The yield on the benchmark 10-year Treasury note hit its highest level since 2011 and the two-year yield hit its highest mark since 2008 after strong retail sales and manufacturing data.
The 10-year Treasury note, which moves inversely to price, rose 9 basis points to 3.091 percent Tuesday, north of the 3.03 percent clinched in late April and the highest since 2011. The two-year yield hit a high of 2.589 percent, its highest level since August 11, 2008.
The 10-year yield is especially important to investors given its role as a barometer for mortgage rates and other financial instruments.
The yield on the 30-year Treasury bond was also higher at 3.22 percent, its highest since April 26.
"There are a number of fundamental issues to watch and as long as economic growth remains steady, then the call for the Fed to keep raising rates will stay loud," wrote Kevin Giddis, head of fixed income capital markets at Raymond James.
"On top of that, the Treasury will need to keep coming and coming with larger auctions throughout the year to pay for not only the 'tax sweepstakes,' but to continue to keep up with the ambitious growth plan coming from the White House," he added.
The Commerce Department said retail sales increased 0.3 percent in April, while March's figure was revised up to a 0.8 percent gain. The spending gains were spread broadly across the retail industry, with big gains at furniture and clothing stores.
The New York Empire State Index, a gauge of manufacturing in the region, came in at 20.1 for May, much better than the 15 level estimated by economists.
The rise in yields knocked stocks, which opened lower Tuesday.
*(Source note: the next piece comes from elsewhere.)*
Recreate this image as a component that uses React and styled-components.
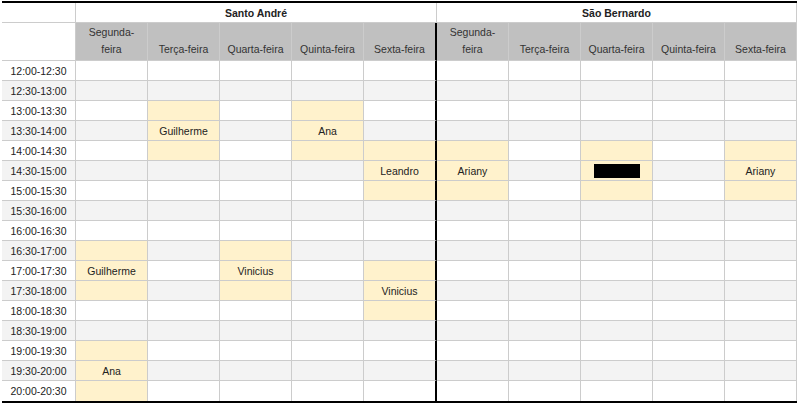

Investors are betting the Federal Reserve will keep its aggressive stance even if it unnerves financial markets a bit. Traders for the first time Monday assigned a 51 percent chance of a fourth interest rate hike this year by the Fed, according to the CME. The strong data Tuesday will only increase the ranks of traders and investors with that belief.
"This is continuing to be a quintessential Goldilocks kind of economy and Goldilocks expansion: The economy's growing at a solid pace," said Nathan Sheets, chief economist at PGIM Fixed Income. "This is the kind of economy central banks dream of, not too hot, and not too cold."
Yields have been on the move higher this month ever since the Fed said on May 2nd that inflation was moving closer to its 2 percent target. The Fed next meets on June 12.
Rising inflation is a threat to Treasury prices because it erodes the purchasing power of their fixed payments, putting upward pressure on rates.
"I think it's important to get above 3 percent and show some upward momentum," said Michael Schumacher, director of rates strategy at Wells Fargo. "I'm not hung up on whether its 3.03 , 3.04, or 3.05 but it's a pretty sizeable move and that's important."
The latest uptick in rates also comes amid a rally in oil prices, a phenomenon that could have ripple effects throughout the economy and raise input costs across several sectors.
In oil markets, Brent crude traded at around $78.45 a barrel on Tuesday morning, up by 0.2 percent, while U.S. crude was around $70.93 a barrel, off by 0.08 percent. Oil prices held firm as market players saw signs of ongoing strong demand for the commodity.
An OPEC report Monday showed that oil inventories in Organization for Economic Co-operation and Development (OECD) nations dropped to 9 million barrels in March, above the five-year average.